▶ [WHAT TO DO]: Report how many lines contain "React". Give the number and nothing else.

▶ [GIVEN INFORMATION]:
++++++++
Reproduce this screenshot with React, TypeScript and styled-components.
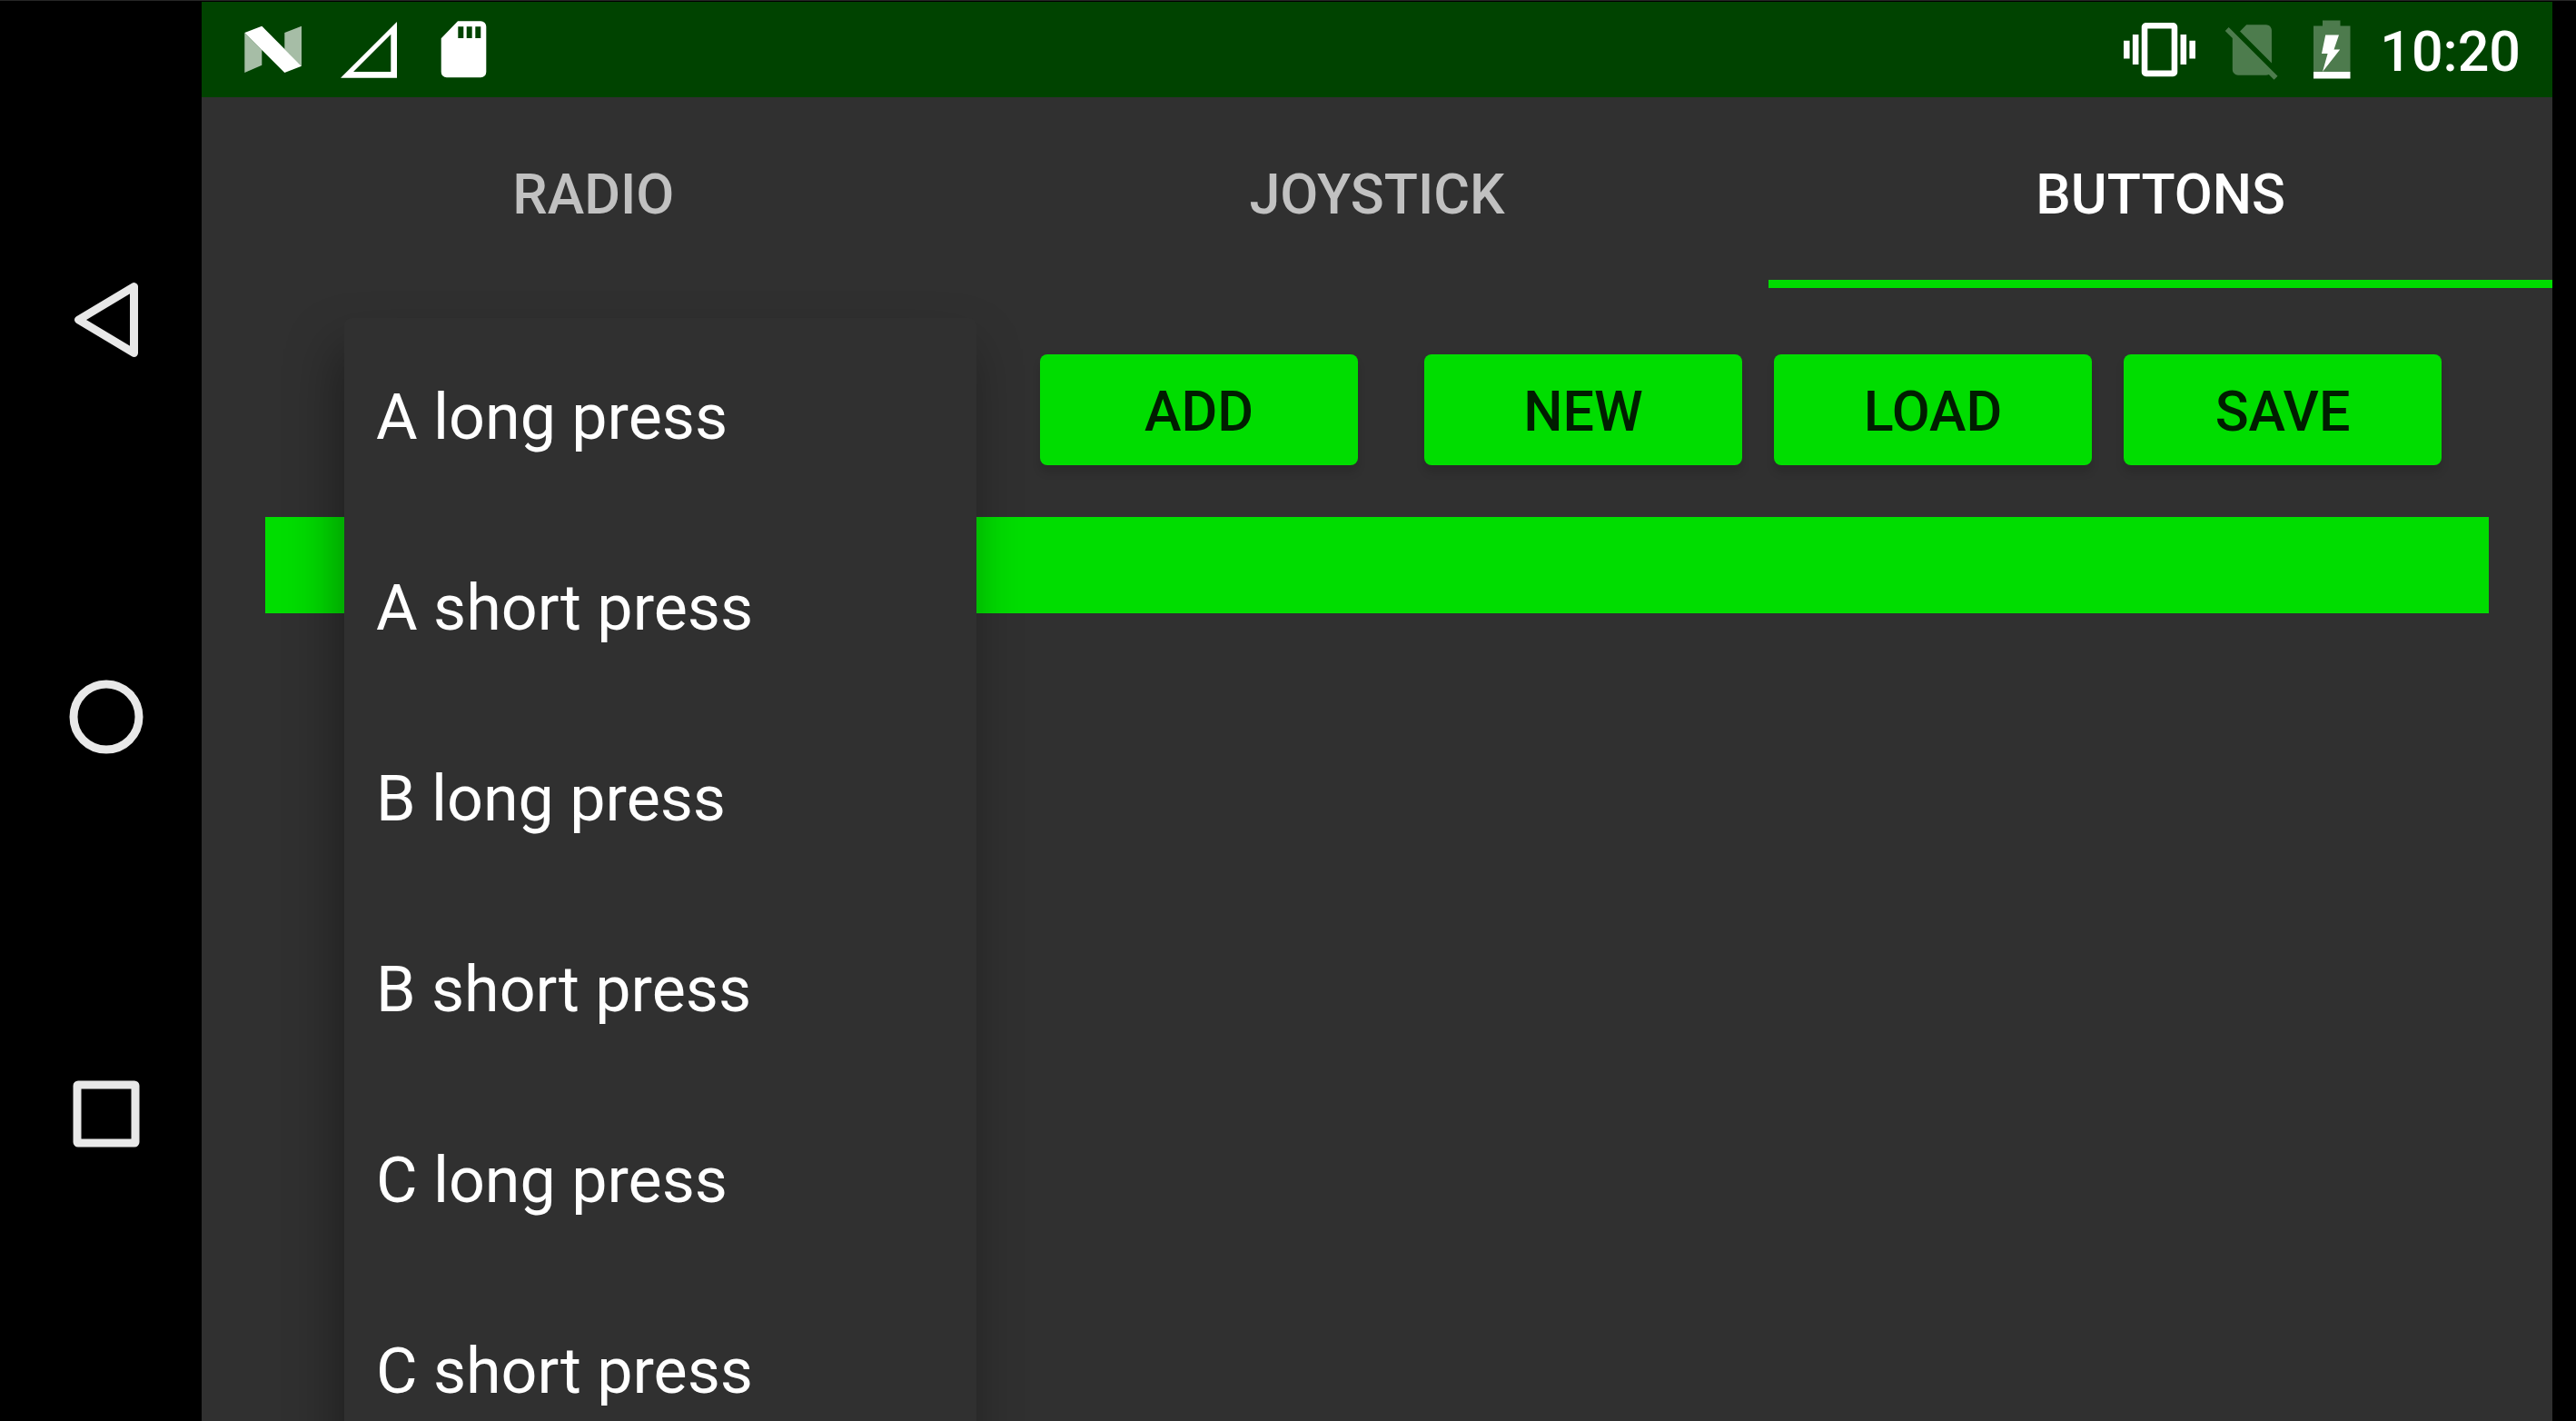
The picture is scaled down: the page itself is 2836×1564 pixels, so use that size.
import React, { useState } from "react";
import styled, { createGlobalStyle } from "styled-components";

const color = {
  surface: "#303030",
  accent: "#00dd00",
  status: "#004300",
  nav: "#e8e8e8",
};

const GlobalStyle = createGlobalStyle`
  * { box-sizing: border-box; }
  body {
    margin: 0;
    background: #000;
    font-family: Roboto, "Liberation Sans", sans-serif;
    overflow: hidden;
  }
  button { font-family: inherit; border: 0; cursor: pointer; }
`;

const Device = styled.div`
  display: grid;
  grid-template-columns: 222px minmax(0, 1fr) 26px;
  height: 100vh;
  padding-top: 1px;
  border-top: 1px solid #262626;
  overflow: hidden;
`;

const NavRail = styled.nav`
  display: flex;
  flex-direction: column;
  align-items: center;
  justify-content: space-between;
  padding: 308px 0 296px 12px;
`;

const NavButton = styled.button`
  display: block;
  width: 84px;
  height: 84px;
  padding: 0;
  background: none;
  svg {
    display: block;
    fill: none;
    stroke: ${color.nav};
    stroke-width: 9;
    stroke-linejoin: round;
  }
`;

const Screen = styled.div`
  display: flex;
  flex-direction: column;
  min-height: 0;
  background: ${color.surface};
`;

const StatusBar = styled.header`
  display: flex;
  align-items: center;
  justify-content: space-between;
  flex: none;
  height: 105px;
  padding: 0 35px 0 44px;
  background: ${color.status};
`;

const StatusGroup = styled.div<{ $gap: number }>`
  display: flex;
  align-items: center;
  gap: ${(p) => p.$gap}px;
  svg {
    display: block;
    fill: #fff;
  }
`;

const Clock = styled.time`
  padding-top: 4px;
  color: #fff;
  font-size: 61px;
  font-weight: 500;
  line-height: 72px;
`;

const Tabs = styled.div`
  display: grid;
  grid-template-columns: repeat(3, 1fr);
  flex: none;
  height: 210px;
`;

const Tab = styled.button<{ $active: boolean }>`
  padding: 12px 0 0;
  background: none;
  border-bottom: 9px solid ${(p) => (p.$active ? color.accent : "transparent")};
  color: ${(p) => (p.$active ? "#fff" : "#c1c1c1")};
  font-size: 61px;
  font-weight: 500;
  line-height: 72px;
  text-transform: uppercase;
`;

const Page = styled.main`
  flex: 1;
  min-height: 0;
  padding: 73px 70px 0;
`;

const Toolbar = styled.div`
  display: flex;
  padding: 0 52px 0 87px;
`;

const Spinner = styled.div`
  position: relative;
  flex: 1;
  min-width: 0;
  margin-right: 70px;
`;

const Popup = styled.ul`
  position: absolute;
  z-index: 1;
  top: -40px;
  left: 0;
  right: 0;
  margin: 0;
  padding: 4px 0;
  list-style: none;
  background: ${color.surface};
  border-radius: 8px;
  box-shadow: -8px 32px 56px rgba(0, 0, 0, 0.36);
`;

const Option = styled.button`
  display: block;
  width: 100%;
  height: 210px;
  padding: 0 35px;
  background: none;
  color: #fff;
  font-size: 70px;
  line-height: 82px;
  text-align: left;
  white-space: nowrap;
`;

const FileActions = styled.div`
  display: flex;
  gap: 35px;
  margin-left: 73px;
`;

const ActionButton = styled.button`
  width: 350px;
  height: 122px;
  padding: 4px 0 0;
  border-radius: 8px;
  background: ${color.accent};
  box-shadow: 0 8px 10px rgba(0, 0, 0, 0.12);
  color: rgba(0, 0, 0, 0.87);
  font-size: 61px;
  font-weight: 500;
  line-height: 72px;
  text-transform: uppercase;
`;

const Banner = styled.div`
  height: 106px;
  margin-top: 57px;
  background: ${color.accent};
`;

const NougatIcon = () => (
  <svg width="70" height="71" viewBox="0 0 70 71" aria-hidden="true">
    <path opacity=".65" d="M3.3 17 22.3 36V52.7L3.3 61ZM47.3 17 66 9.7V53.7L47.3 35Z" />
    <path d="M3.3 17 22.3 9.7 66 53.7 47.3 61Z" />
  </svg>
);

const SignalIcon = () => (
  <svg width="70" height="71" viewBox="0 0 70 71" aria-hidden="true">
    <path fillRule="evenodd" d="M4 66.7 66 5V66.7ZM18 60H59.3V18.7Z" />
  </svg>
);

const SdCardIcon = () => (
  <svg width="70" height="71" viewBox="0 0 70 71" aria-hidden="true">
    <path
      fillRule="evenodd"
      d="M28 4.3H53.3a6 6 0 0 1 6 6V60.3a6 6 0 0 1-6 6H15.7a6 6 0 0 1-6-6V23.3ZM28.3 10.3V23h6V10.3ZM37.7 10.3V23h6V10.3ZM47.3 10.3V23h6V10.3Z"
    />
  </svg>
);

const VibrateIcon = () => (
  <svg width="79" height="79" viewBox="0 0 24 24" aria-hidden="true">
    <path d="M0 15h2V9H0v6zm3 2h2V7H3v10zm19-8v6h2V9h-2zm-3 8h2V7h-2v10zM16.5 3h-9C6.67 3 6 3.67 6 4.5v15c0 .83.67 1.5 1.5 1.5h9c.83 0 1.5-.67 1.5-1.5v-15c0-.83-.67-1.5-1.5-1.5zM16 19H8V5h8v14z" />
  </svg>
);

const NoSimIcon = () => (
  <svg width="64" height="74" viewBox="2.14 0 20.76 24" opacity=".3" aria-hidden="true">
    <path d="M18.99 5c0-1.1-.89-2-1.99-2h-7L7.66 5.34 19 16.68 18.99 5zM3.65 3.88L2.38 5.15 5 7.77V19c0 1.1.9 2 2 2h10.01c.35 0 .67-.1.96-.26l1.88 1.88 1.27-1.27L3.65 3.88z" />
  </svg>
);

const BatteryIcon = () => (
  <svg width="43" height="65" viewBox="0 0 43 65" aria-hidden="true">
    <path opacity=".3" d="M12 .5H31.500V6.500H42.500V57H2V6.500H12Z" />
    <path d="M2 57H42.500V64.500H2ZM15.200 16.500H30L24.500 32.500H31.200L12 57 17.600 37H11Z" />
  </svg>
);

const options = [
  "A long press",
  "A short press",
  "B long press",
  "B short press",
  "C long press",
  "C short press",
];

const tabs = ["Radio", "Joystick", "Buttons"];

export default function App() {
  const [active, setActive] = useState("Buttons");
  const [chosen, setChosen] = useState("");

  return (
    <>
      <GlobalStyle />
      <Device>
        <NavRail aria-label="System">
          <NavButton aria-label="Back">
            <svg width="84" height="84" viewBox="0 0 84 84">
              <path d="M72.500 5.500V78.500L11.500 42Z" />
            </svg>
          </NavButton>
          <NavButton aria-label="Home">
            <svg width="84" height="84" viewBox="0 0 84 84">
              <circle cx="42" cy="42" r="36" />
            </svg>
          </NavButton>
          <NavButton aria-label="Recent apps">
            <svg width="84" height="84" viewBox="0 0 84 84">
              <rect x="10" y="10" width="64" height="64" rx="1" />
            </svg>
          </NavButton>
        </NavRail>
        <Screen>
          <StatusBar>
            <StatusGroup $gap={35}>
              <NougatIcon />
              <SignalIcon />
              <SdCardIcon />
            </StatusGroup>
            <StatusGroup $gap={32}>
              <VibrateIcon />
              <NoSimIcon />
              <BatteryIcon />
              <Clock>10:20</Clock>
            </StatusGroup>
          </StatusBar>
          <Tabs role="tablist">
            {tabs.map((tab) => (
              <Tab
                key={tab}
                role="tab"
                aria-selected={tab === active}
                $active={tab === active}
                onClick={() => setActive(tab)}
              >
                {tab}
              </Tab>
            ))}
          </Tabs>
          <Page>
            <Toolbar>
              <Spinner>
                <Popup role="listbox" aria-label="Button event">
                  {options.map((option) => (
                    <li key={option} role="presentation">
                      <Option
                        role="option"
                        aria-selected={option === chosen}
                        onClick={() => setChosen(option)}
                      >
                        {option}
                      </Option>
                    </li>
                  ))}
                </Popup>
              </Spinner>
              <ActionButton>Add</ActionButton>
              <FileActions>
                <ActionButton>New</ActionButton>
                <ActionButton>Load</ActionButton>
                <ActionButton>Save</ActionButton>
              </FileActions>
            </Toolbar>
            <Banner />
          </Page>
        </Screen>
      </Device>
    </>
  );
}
++++++++
▶ [RESULT BELOW]: 2